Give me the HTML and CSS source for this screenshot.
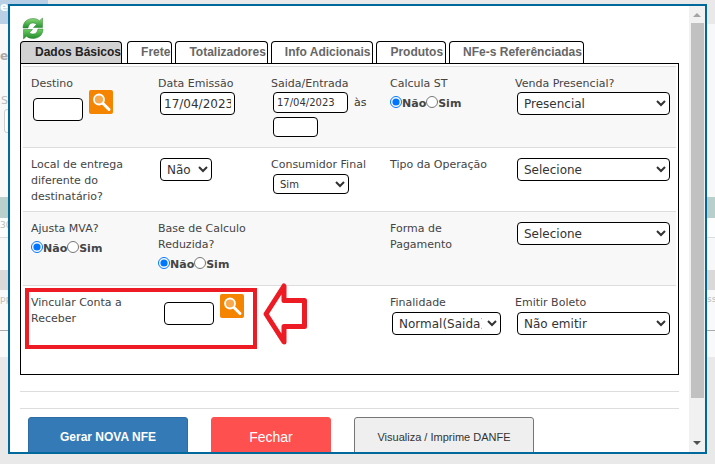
FILE: index.html
```html
<!DOCTYPE html>
<html lang="pt">
<head>
<meta charset="utf-8">
<title>Gerar NFE</title>
<link rel="stylesheet" href="styles.css">
</head>
<body>
<div class="backdrop">
  <div class="bg-a"><span class="bg-e">e</span></div>
  <div class="bg-b"><span class="bg-e2">e</span><span class="bg-s">S</span><span class="bg-input"></span></div>
  <div class="bg-c"></div>
  <div class="bg-d"><span class="bg-30">30</span></div>
  <div class="bg-f"></div>
  <div class="bg-g"></div>
  <div class="bg-h"><span class="bg-pp">pp</span><span class="bg-ss">ss</span></div>
  <div class="bg-i"></div>
  <div class="bg-j"></div>
</div>

<div class="modal">
  <div class="content">
    <svg class="refresh" width="22" height="23" viewBox="0 0 22 23" aria-hidden="true">
      <defs>
        <linearGradient id="g1" x1="0" y1="0" x2="0" y2="1">
          <stop offset="0" stop-color="#8fdc7a"/>
          <stop offset="1" stop-color="#1f8f2c"/>
        </linearGradient>
        <linearGradient id="g2" x1="0" y1="1" x2="0" y2="0">
          <stop offset="0" stop-color="#1f8a2a"/>
          <stop offset="1" stop-color="#6fcf62"/>
        </linearGradient>
      </defs>
      <path fill="url(#g1)" stroke="#2a7d30" stroke-width=".5" d="M1 11C1 5 5.500 1.500 11 1.500C14 1.500 16 2.500 17.500 3.800L20.500 1V10.500H11.500L14.500 7.500C13.500 6.500 12.300 6 10.800 6C8 6 6.500 8 6 11Z"/>
      <path fill="url(#g2)" stroke="#2a7d30" stroke-width=".5" d="M21 12C21 18 16.500 21.500 11 21.500C8 21.500 6 20.500 4.500 19.200L1.500 22V12.500H10.500L7.500 15.500C8.500 16.500 9.700 17 11.200 17C14 17 15.500 15 16 12Z"/>
    </svg>

    <div class="tabs">
      <a class="tab active">Dados Básicos</a>
      <a class="tab">Frete</a>
      <a class="tab">Totalizadores</a>
      <a class="tab t-wide">Info Adicionais</a>
      <a class="tab t-wide">Produtos</a>
      <a class="tab">NFe-s Referênciadas</a>
    </div>

    <div class="panel">
      <div class="row row1 alt">
        <div class="cell">
          <div class="lbl">Destino</div>
          <div class="inline">
            <input class="inp w50 dest" type="text">
            <svg class="lupa" width="24" height="24" viewBox="0 0 24 24" aria-hidden="true"><rect width="24" height="24" rx="2" fill="#f58400"/><circle cx="10" cy="9.500" r="5" fill="#f9a94d" stroke="#fff" stroke-width="1.800"/><path d="M14 13.500L20 19.500" stroke="#fff" stroke-width="3" stroke-linecap="round"/></svg>
          </div>
        </div>
        <div class="cell">
          <div class="lbl">Data Emissão</div>
          <input class="inp date-big" type="text" value="17/04/2023">
        </div>
        <div class="cell">
          <div class="lbl">Saida/Entrada</div>
          <div class="date-line"><input class="inp date-small" type="text" value="17/04/2023"><span class="as">às</span></div>
          <input class="inp time" type="text">
        </div>
        <div class="cell">
          <div class="lbl">Calcula ST</div>
          <div class="radios"><input type="radio" name="st" checked><b>Não</b><input type="radio" name="st"><b>Sim</b></div>
        </div>
        <div class="cell">
          <div class="lbl">Venda Presencial?</div>
          <select class="sel wide top1"><option>Presencial</option></select>
        </div>
      </div>

      <div class="row row2">
        <div class="cell"><div class="lbl narrow">Local de entrega diferente do destinatário?</div></div>
        <div class="cell"><select class="sel w52"><option>Não</option></select></div>
        <div class="cell">
          <div class="lbl">Consumidor Final</div>
          <select class="sel small"><option>Sim</option></select>
        </div>
        <div class="cell"><div class="lbl">Tipo da Operação</div></div>
        <div class="cell"><select class="sel wide"><option>Selecione</option></select></div>
      </div>

      <div class="row row3 alt">
        <div class="cell">
          <div class="lbl">Ajusta MVA?</div>
          <div class="radios"><input type="radio" name="mva" checked><b>Não</b><input type="radio" name="mva"><b>Sim</b></div>
        </div>
        <div class="cell">
          <div class="lbl">Base de Calculo Reduzida?</div>
          <div class="radios"><input type="radio" name="base" checked><b>Não</b><input type="radio" name="base"><b>Sim</b></div>
        </div>
        <div class="cell"></div>
        <div class="cell"><div class="lbl narrow2">Forma de Pagamento</div></div>
        <div class="cell"><select class="sel wide"><option>Selecione</option></select></div>
      </div>

      <div class="row row4">
        <div class="cell"><div class="lbl">Vincular Conta a Receber</div></div>
        <div class="cell">
          <div class="inline">
            <input class="inp w50 vinc" type="text">
            <svg class="lupa lupa4" width="24" height="24" viewBox="0 0 24 24" aria-hidden="true"><rect width="24" height="24" rx="2" fill="#f58400"/><circle cx="10" cy="9.500" r="5" fill="#f9a94d" stroke="#fff" stroke-width="1.800"/><path d="M14 13.500L20 19.500" stroke="#fff" stroke-width="3" stroke-linecap="round"/></svg>
          </div>
        </div>
        <div class="cell"></div>
        <div class="cell">
          <div class="lbl">Finalidade</div>
          <select class="sel fin"><option>Normal(Saida)</option></select>
        </div>
        <div class="cell">
          <div class="lbl">Emitir Boleto</div>
          <select class="sel wide"><option>Não emitir</option></select>
        </div>
      </div>
    </div>

    <hr class="rule r1">
    <hr class="rule r2">

    <div class="actions">
      <button class="btn primary">Gerar NOVA NFE</button>
      <button class="btn danger">Fechar</button>
      <button class="btn plain">Visualiza / Imprime DANFE</button>
    </div>
  </div>

  <div class="scrollbar">
    <span class="arrow up"></span>
    <div class="track"><div class="thumb"></div></div>
    <span class="arrow down"></span>
  </div>

  <div class="highlight"></div>
  <svg class="pointer" width="60" height="70" viewBox="0 0 60 70" aria-hidden="true">
    <path d="M6 33L24 5V19.500H44.500V45.500H24V61Z" fill="none" stroke="#ed1c24" stroke-width="5" stroke-linejoin="round"/>
  </svg>
</div>
</body>
</html>
```
FILE: styles.css
```css
* { box-sizing: border-box; }
html, body { margin: 0; padding: 0; }
body {
  width: 715px;
  height: 464px;
  overflow: hidden;
  background: #e9e9e9;
  font-family: "DejaVu Sans", sans-serif;
  font-size: 11px;
  color: #333;
}

/* dimmed page behind the dialog */
.backdrop { display: flex; flex-direction: column; height: 100%; color: #bbb; }
.bg-a { height: 24px; width: 48px; background: #b8cfe5; color: #fff; font-weight: bold; font-size: 12px; line-height: 14px; }
.bg-b { height: 173px; background: #f8f8f8; display: flex; flex-direction: column; }
.bg-e2 { font-size: 12px; font-weight: bold; margin: 24px 0 0 0; line-height: 16px; color: #aaa; }
.bg-s { margin: 30px 0 0 1px; line-height: 14px; font-size: 11px; }
.bg-input { width: 12px; height: 24px; margin: 1px 0 0 4px; border: 1px solid #ccc; border-radius: 3px; background: #fff; }
.bg-c { height: 21px; background: #b9cfcb; }
.bg-d { height: 20px; background: #fdfdfd; border-bottom: 1px solid #ddd; font-size: 9px; line-height: 14px; }
.bg-30 { display: block; }
.bg-f { height: 32px; background: #f8f8f8; }
.bg-g { height: 20px; background: #d9d9d9; }
.bg-h { height: 41px; background: #f9f9f9; border-bottom: 1px solid #aaa; position: relative; font-size: 9px; }
.bg-pp { position: absolute; left: 0; top: 4px; }
.bg-ss { position: absolute; left: 707px; top: 4px; }
.bg-i { height: 26px; background: #f9f9f9; }
.bg-j { flex: 1; background: #e9e9e9; }

/* dialog */
.modal {
  position: absolute;
  left: 8px;
  top: 4px;
  width: 699px;
  height: 450px;
  border: 2px solid #00689b;
  background: #fff;
  display: flex;
  overflow: hidden;
}
.content { flex: 1; min-width: 0; padding: 11px 10px 0; overflow: hidden; }
.refresh { display: block; margin-left: 2px; height: 23px; margin-bottom: 1px; }

.tabs { display: flex; height: 22px; gap: 3px; }
.tab {
  display: block;
  padding: 0 1px 0 13px;
  border: 1px solid #000;
  border-bottom: 0;
  border-radius: 4px 4px 0 0;
  font: bold 12px/20px "Liberation Sans", Arial, sans-serif;
  color: #666;
  background: #fff;
  white-space: nowrap;
}
.tab.active { color: #222; background: #d2d2d2; margin-right: 2px; padding: 0 0 0 14px; }
.t-wide { padding-right: 2px; }

.panel { border: 1px solid #000; padding: 2px 2px 0; height: 312px; }
.row {
  display: grid;
  grid-template-columns: 127px 113px 119px 125px 1fr;
  border-top: 1px solid #ddd;
  padding: 8px 0 0 8px;
  line-height: 16px;
}
.alt { background: #f8f8f8; }
.row1 { height: 81px; }
.row2 { height: 64px; }
.row3 { height: 74px; }
.row4 { height: 87px; }
.lbl { line-height: 16px; color: #444; padding-top: 1px; margin-bottom: -1px; }
.narrow { width: 105px; }
.narrow2 { width: 80px; }
.row4 .lbl { max-width: 115px; }

.inline { display: flex; align-items: flex-start; }
.inp {
  display: block;
  border: 1px solid #000;
  border-radius: 4px;
  background: #fff;
  padding: 0 3px;
  margin: 0 0 0 2px;
  color: #333;
  font-family: "DejaVu Sans", sans-serif;
}
.w50 { width: 50px; height: 23px; }
.dest { margin-top: 7px; }
.lupa { flex: none; margin-left: 6px; margin-top: -1px; display: block; }
.vinc { margin: 8px 0 0 6px; }
.lupa4 { margin-top: 0; }
.date-big { width: 75px; height: 23px; margin-top: 1px; font-size: 12px; }
.date-line { display: flex; align-items: center; margin-top: 1px; }
.date-small { width: 75px; height: 21px; font-size: 10px; }
.as { margin-left: 6px; line-height: 16px; }
.time { width: 45px; height: 20px; margin-top: 4px; }

.radios { display: flex; align-items: flex-start; height: 16px; margin-top: 5px; }
.radios input { width: 12px; height: 12px; margin: 0; flex: none; }
.radios b { font-weight: bold; color: #444; line-height: 16px; }

.sel {
  display: block;
  height: 23px;
  margin: 2px 0 0 2px;
  border: 1px solid #000;
  border-radius: 4px;
  background-color: #fff;
  color: #333;
  font: 12px "DejaVu Sans", sans-serif;
  padding: 0 2px;
}
.wide { width: 153px; }
.top1 { margin-top: 1px; }
.w52 { width: 52px; }
.small { width: 76px; height: 20px; font-size: 10px; margin-top: 2px; }
.fin { width: 109px; margin-top: 2px; }

.rule { border: 0; border-top: 1px solid #ddd; margin: 0; }
.r1 { margin-top: 16px; }
.r2 { margin-top: 16px; }

.actions { display: flex; margin: 8px 0 0 8px; gap: 23px; }
.btn {
  height: 40px;
  padding: 0;
  border-radius: 3px;
  font-family: "Liberation Sans", Arial, sans-serif;
  flex: none;
}
.primary { width: 160px; background: #337ab7; border: 1px solid #2e6da4; color: #fff; font-size: 12px; font-weight: bold; }
.danger { width: 120px; background: #ff5050; border: 1px solid #ff5050; color: #fff; font-size: 14px; }
.plain { width: 180px; background: #efefef; border: 1px solid #767676; color: #333; font-size: 11px; }

/* scrollbar */
.scrollbar { flex: none; width: 16px; background: #f1f1f1; display: flex; flex-direction: column; align-items: center; position: relative; }
.track { flex: 1; width: 100%; padding: 17px 1px 0 2px; }
.thumb { height: 375px; background: #c1c1c1; }
.arrow { position: absolute; left: 4px; width: 0; height: 0; border-left: 4px solid transparent; border-right: 4px solid transparent; }
.arrow.up { top: 7px; border-bottom: 4px solid #a3a3a3; }
.arrow.down { bottom: 7px; border-top: 4px solid #505050; }

/* annotations drawn on top of the screenshot */
.highlight {
  position: absolute;
  left: 15px;
  top: 282px;
  width: 232px;
  height: 61px;
  border: 4.500px solid #ed1c24;
}
.pointer { position: absolute; left: 250px; top: 275px; }
```
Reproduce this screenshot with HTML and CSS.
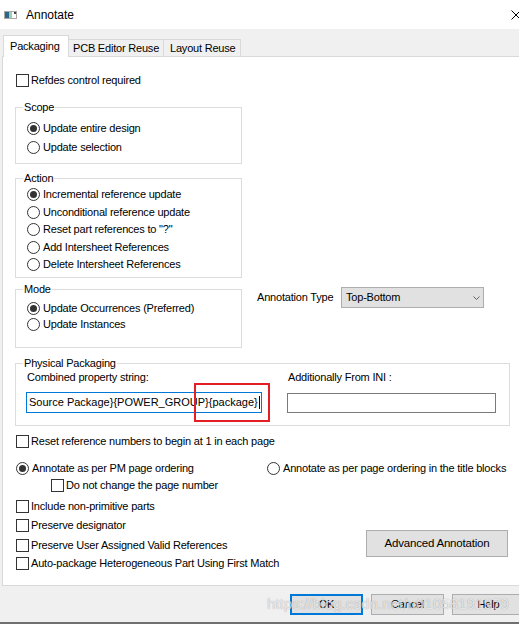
FILE: index.html
```html
<!DOCTYPE html>
<html>
<head>
<meta charset="utf-8">
<title>Annotate</title>
<link rel="stylesheet" href="styles.css">
</head>
<body>
<div class="window">
  <div class="titlebar">
    <svg class="app-icon" viewBox="0 0 13 8" width="13" height="8">
      <rect x="0.5" y="0.5" width="12" height="7" fill="#ffffff" stroke="#a9a9a9"/>
      <rect x="1" y="1" width="4" height="6" fill="#2d6688"/>
      <rect x="5" y="1" width="3" height="6" fill="#9cd0b2"/>
      <rect x="10" y="1" width="2" height="2" fill="#444"/>
    </svg>
    <span class="title">Annotate</span>
    <svg class="close" viewBox="0 0 10 10" width="10" height="10">
      <path d="M0.5 0.5 L9.5 9.5 M9.5 0.5 L0.5 9.5" stroke="#000" stroke-width="1" fill="none"/>
    </svg>
  </div>

  <div class="tabs">
    <div class="tab active">Packaging</div>
    <div class="tab t2">PCB Editor Reuse</div>
    <div class="tab t3">Layout Reuse</div>
  </div>

  <div class="panel">
    <div class="opt refdes"><span class="cb"></span>Refdes control required</div>

    <div class="group scope">
      <div class="gtitle">Scope</div>
      <div class="opts scope-opts">
        <div class="opt"><span class="rb on"></span>Update entire design</div>
        <div class="opt"><span class="rb"></span>Update selection</div>
      </div>
    </div>

    <div class="group action">
      <div class="gtitle">Action</div>
      <div class="opts action-opts">
        <div class="opt"><span class="rb on"></span>Incremental reference update</div>
        <div class="opt"><span class="rb"></span>Unconditional reference update</div>
        <div class="opt"><span class="rb"></span>Reset part references to &quot;?&quot;</div>
        <div class="opt"><span class="rb"></span>Add Intersheet References</div>
        <div class="opt"><span class="rb"></span>Delete Intersheet References</div>
      </div>
    </div>

    <div class="mode-row">
      <div class="group mode">
        <div class="gtitle">Mode</div>
        <div class="opts mode-opts">
          <div class="opt"><span class="rb on"></span>Update Occurrences (Preferred)</div>
          <div class="opt"><span class="rb"></span>Update Instances</div>
        </div>
      </div>
      <div class="anntype">
        <span class="anntype-label">Annotation Type</span>
        <div class="select">
          <span>Top-Bottom</span>
          <svg class="chev" viewBox="0 0 7 4" width="7" height="4">
            <polyline points="0.5,0.5 3.5,3.5 6.5,0.5" fill="none" stroke="#606060" stroke-width="1"/>
          </svg>
        </div>
      </div>
    </div>

    <div class="group phys">
      <div class="gtitle">Physical Packaging</div>
      <div class="pp-grid">
        <div class="pp-label">Combined property string:</div>
        <div class="pp-label">Additionally From INI :</div>
        <div class="field focused">Source Package}{POWER_GROUP}{package}<span class="caret"></span></div>
        <div class="field plain"></div>
      </div>
      <div class="highlight"></div>
    </div>

    <div class="opt reset"><span class="cb"></span>Reset reference numbers to begin at 1 in each page</div>

    <div class="order-row">
      <div class="opt"><span class="rb on"></span>Annotate as per PM page ordering</div>
      <div class="opt"><span class="rb"></span>Annotate as per page ordering in the title blocks</div>
    </div>
    <div class="opt nochange"><span class="cb"></span>Do not change the page number</div>

    <div class="bottom-block">
      <div class="bottom-opts">
        <div class="opt o1"><span class="cb"></span>Include non-primitive parts</div>
        <div class="opt o2"><span class="cb"></span>Preserve designator</div>
        <div class="opt o3"><span class="cb"></span>Preserve User Assigned Valid References</div>
        <div class="opt o4"><span class="cb"></span>Auto-package Heterogeneous Part Using First Match</div>
      </div>
      <div class="btn adv">Advanced Annotation</div>
    </div>
  </div>

  <div class="footer">
    <div class="btn default">OK</div>
    <div class="btn">Cancel</div>
    <div class="btn">Help</div>
    <div class="watermark">https://blog.csdn.net/u01058191979</div>
  </div>
</div>
</body>
</html>
```

FILE: styles.css
```css
* { box-sizing: border-box; }

html, body {
  margin: 0;
  padding: 0;
  width: 519px;
  height: 624px;
  overflow: hidden;
  background: #f0f0f0;
}

body {
  font-family: "Liberation Sans", Arial, sans-serif;
  font-size: 11px;
  line-height: 13px;
  letter-spacing: -0.2px;
  color: #000;
}

.window {
  width: 530px;
  height: 624px;
  display: flex;
  flex-direction: column;
  background: #f0f0f0;
  border-bottom: 2px solid #707070;
}

/* title bar */
.titlebar {
  flex: none;
  height: 29px;
  background: #fff;
  display: flex;
  align-items: center;
}
.app-icon { margin-left: 4px; flex: none; }
.title { margin-left: 9px; font-size: 12px; line-height: 14px; letter-spacing: 0; }
.close { margin-left: auto; margin-right: 9px; flex: none; }

/* tabs */
.tabs {
  flex: none;
  height: 27px;
  display: flex;
  align-items: flex-end;
  padding-left: 3px;
}
.tab {
  height: 17px;
  border-top: 1px solid #d9d9d9;
  border-right: 1px solid #d9d9d9;
  display: flex;
  align-items: center;
  white-space: nowrap;
}
.tab.active {
  width: 66px;
  height: 22px;
  margin-bottom: -1px;
  padding-left: 6px;
  background: #fff;
  border-left: 1px solid #d9d9d9;
  position: relative;
  z-index: 1;
}
.tab.t2 { width: 95px; padding-left: 4px; }
.tab.t3 { width: 77px; padding-left: 6px; }

/* panel */
.panel {
  flex: none;
  height: 530px;
  margin-left: 2px;
  background: #fff;
  border-top: 1px solid #d9d9d9;
  border-left: 1px solid #d9d9d9;
  border-bottom: 1px solid #d9d9d9;
  padding: 17px 0 0 13px;
}

.opt {
  display: flex;
  align-items: center;
  height: 13px;
  white-space: nowrap;
}
.cb {
  flex: none;
  width: 13px;
  height: 13px;
  border: 1px solid #333;
  background: #fff;
  margin-right: 2px;
}
.rb {
  flex: none;
  width: 13px;
  height: 13px;
  border: 1px solid #333;
  border-radius: 50%;
  background: #fff;
  margin-right: 3px;
  display: flex;
  align-items: center;
  justify-content: center;
}
.rb.on::after {
  content: "";
  width: 7px;
  height: 7px;
  border-radius: 50%;
  background: #333;
}

/* group boxes */
.group {
  border: 1px solid #dcdcdc;
  margin-left: -1px;
}
.gtitle {
  width: max-content;
  height: 13px;
  margin-top: -7px;
  padding: 0 1px;
  background: #fff;
}
.opts { display: flex; flex-direction: column; }

.scope {
  width: 227px;
  margin-top: 20px;
  padding: 0 0 9px 11px;
}
.scope .gtitle, .action .gtitle, .mode .gtitle { margin-left: -4px; }
.scope-opts { margin-top: 8px; gap: 6px; }

.action {
  width: 227px;
  margin-top: 14px;
  padding: 0 0 6px 11px;
}
.action-opts { margin-top: 3px; gap: 4.5px; }

.mode-row {
  display: flex;
  align-items: flex-start;
  margin-top: 11px;
}
.mode {
  flex: none;
  width: 227px;
  padding: 0 0 16px 11px;
}
.mode-opts { margin-top: 6px; gap: 3px; }

.anntype {
  display: flex;
  align-items: center;
  margin-left: 15px;
  margin-top: -2px;
}
.anntype-label { width: 84px; white-space: nowrap; }
.select {
  width: 143px;
  height: 21px;
  background: #e1e1e1;
  border: 1px solid #adadad;
  display: flex;
  align-items: center;
  padding-left: 4px;
}
.chev { margin-left: auto; margin-right: 3px; }

/* physical packaging */
.phys {
  position: relative;
  width: 495px;
  margin-top: 15px;
  padding: 0 13px 12px 10px;
}
.phys .gtitle { margin-left: -3px; }
.pp-grid {
  display: grid;
  grid-template-columns: 236px 209px;
  column-gap: 25px;
  row-gap: 8px;
  margin-top: 1px;
}
.pp-label { height: 13px; white-space: nowrap; padding-left: 1px; }
.field {
  background: #fff;
  display: flex;
  align-items: center;
  white-space: nowrap;
  overflow: hidden;
  padding-left: 2px;
  letter-spacing: 0;
}
.field.focused { height: 21px; border: 1px solid #0078d7; }
.field.plain { height: 20px; margin-top: 1px; border: 1px solid #7a7a7a; }
.caret {
  display: inline-block;
  flex: none;
  width: 1px;
  height: 13px;
  margin-left: 1px;
  background: #000;
}
.highlight {
  position: absolute;
  left: 178px;
  top: 19px;
  width: 76px;
  height: 39px;
  border: 2px solid #e51e25;
}

/* lower options */
.reset { margin-top: 9px; }
.order-row {
  display: grid;
  grid-template-columns: 251px auto;
  margin-top: 14px;
}
.nochange { margin-top: 4px; margin-left: 35px; }

.bottom-block {
  display: flex;
  align-items: flex-start;
  margin-top: 8px;
}
.bottom-opts { width: 350px; flex: none; }
.o2 { margin-top: 6px; }
.o3 { margin-top: 7px; }
.o4 { margin-top: 5px; }

.btn {
  width: 73px;
  height: 21px;
  background: #e1e1e1;
  border: 1px solid #adadad;
  display: flex;
  align-items: center;
  justify-content: center;
  white-space: nowrap;
}
.btn.adv {
  width: 142px;
  height: 27px;
  margin-top: 30px;
  font-size: 11.5px;
}
.btn.default { border: 2px solid #0078d7; }

/* footer */
.footer {
  flex: 1;
  position: relative;
  display: flex;
  justify-content: flex-end;
  align-items: flex-start;
  gap: 8px;
  padding: 8px 5px 0 0;
}
.watermark {
  position: absolute;
  left: 267px;
  top: 9px;
  font-size: 15px;
  line-height: 18px;
  letter-spacing: 0.1px;
  white-space: nowrap;
  color: rgba(255, 255, 255, 0.75);
  text-shadow: 0 0 1px rgba(0, 0, 0, 0.4);
}
```
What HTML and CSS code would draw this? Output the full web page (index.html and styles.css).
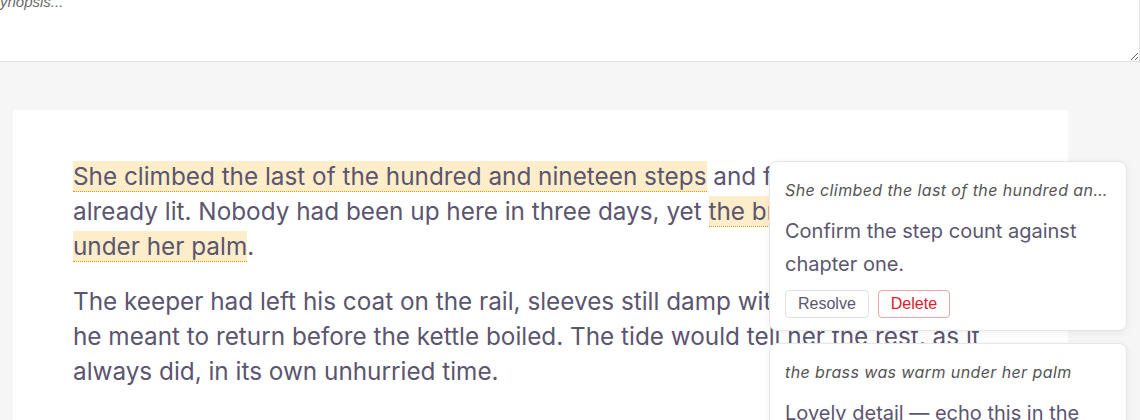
FILE: index.html
```html
<!DOCTYPE html>
<html lang="en">
<head>
    <meta charset="UTF-8">
    <meta name="viewport" content="width=device-width, initial-scale=1.0">
    <title>Chapter Draft</title>
    <link rel="stylesheet" href="styles.css">
</head>
<body>

    <div class="synopsis">
        <textarea class="synopsis-input" placeholder="Synopsis..."></textarea>
    </div>

    <main class="workspace">
        <article class="paper">
            <p>
                <mark class="note-mark">She climbed the last of the hundred and nineteen steps</mark> and found the lamp
                already lit. Nobody had been up here in three days, yet <mark class="note-mark">the brass was warm
                under her palm</mark>.
            </p>
            <p>
                The keeper had left his coat on the rail, sleeves still damp with spray, as though
                he meant to return before the kettle boiled. The tide would tell her the rest, as it
                always did, in its own unhurried time.
            </p>
        </article>

        <aside class="comment first">
            <div class="quote">She climbed the last of the hundred and nineteen steps</div>
            <div class="body">Confirm the step count against chapter one.</div>
            <div class="actions">
                <button class="btn">Resolve</button>
                <button class="btn danger">Delete</button>
            </div>
        </aside>

        <aside class="comment second">
            <div class="quote">the brass was warm under her palm</div>
            <div class="body">Lovely detail — echo this in the closing scene.</div>
            <div class="actions">
                <button class="btn">Resolve</button>
                <button class="btn danger">Delete</button>
            </div>
        </aside>
    </main>

</body>
</html>
```

FILE: styles.css
```css
/* styles.css */

body {
    margin: 0;
    font-family: Inter, "Noto Sans", sans-serif;
    background-color: #f6f6f6;
    overflow: hidden;
}

.synopsis {
    background-color: #fff;
    height: 62px;
    overflow: hidden;
}

.synopsis-input {
    display: block;
    box-sizing: border-box;
    width: calc(100% + 20px);
    height: 82px;
    margin: -20px 0 0 -20px;
    padding: 12px 12px 12px 9px;
    border: 1px solid #e2e2e2;
    font-family: "Liberation Sans", Arial, sans-serif;
    font-size: 15px;
    font-style: italic;
    color: #555;
    resize: vertical;
}

.synopsis-input::placeholder {
    color: #6b6b6b;
}

.workspace {
    position: relative;
    padding: 48px 0 0 13px;
}

.paper {
    width: 1055px;
    box-sizing: border-box;
    background-color: #fff;
    padding: 49px 60px 60px;
    color: #5b5670;
    font-size: 24.3px;
    line-height: 35px;
}

.paper p {
    margin: 0 0 20px;
}

.note-mark {
    background-color: #fdedc9;
    color: inherit;
    border-bottom: 1px dotted #d4a017;
}

/* margin notes sit over the page, next to the passage they belong to */
.comment {
    position: absolute;
    left: 769px;
    width: 358px;
    box-sizing: border-box;
    padding: 16px 15px 12px;
    background-color: #fff;
    border: 1px solid #e6e6e6;
    border-radius: 8px;
    box-shadow: 0 2px 8px rgba(0, 0, 0, 0.06);
    color: #5b5670;
}

.comment.first {
    top: 99px;
}

.comment.second {
    top: 281px;
}

.quote {
    font-size: 16px;
    font-style: italic;
    letter-spacing: 0.4px;
    color: #555;
    white-space: nowrap;
    overflow: hidden;
    text-overflow: ellipsis;
    line-height: 24px;
}

.body {
    font-size: 20px;
    line-height: 33px;
    margin-top: 13px;
}

.actions {
    display: flex;
    gap: 9px;
    margin-top: 9px;
}

.btn {
    font-family: "Liberation Sans", Arial, sans-serif;
    font-size: 16px;
    color: #5b5670;
    background-color: #fff;
    border: 1px solid #e2e2e2;
    border-radius: 4px;
    padding: 4px 12px;
    cursor: pointer;
}

.btn.danger {
    color: #e0182a;
    border-color: #f3a3a6;
}
```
==============================
■ **To do**:
Locate and copy each line in the data above that includes the word "screenshot".

■ **Solved exercise**:
Give me the HTML and CSS source for this screenshot.
/* annotations drawn on top of the screenshot */
Reproduce this screenshot with HTML and CSS.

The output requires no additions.